- Theatrical release poster
- Directed by: Kei Kumai
- Screenplay by: Hisashi Yamauchi; Akiko Katsura; Kei Kumai;
- Produced by: Masayuki Sato; Hideyuki Shiino;
- Starring: Tatsuya Nakadai; Kinya Kitaoji; Keiko Sekine;
- Cinematography: Kozo Okazaki
- Music by: Teizo Matsumura
- Production companies: Toho; Haiyu-za Film;
- Distributed by: Toho
- Release date: 27 October 1973 (Japan);
- Running time: 129 minutes
- Country: Japan
- Language: Japanese

= Rise, Fair Sun =

1973 film

Rise, Fair Sun (朝やけの詩, Asayake no uta) is a 1973 Japanese drama film directed by Kei Kumai and starring Tatsuya Nakadai, Kinya Kitaoji and Keiko Takahashi. It was written by Hisashi Yamauchi, Akiko Katsura and Kumai.
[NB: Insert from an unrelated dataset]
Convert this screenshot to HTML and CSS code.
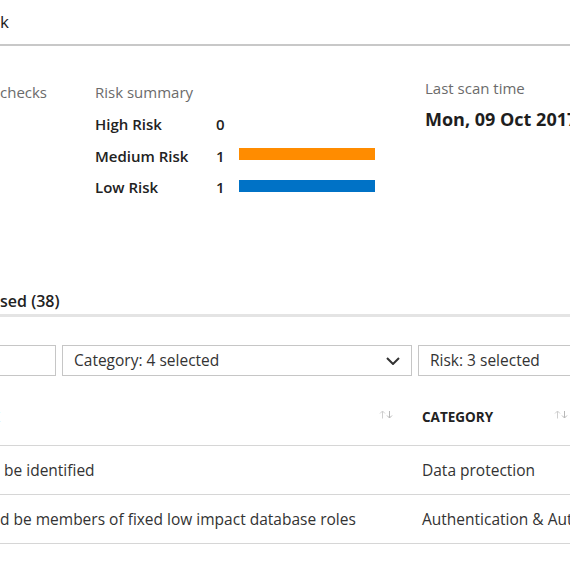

It was entered into the 24th Berlin International Film Festival.

==Cast==
- Tatsuya Nakadai as Sakuzo
- Kinya Kitaoji as Asao, Haruko's lover
- Keiko Takahashi as Haruko, Sakuzo's daughter (as Keiko Sekine)
- Shin Saburi as Inashiro
- Natsuyo Kawakami
- Yôsuke Kondô as Koyama
- Kappei Matsumoto
- Yukiko Takabayashi

==Release==
Rise, Fair Sun was released theatrically in Japan on 27 October 1973 where it was distributed by Toho.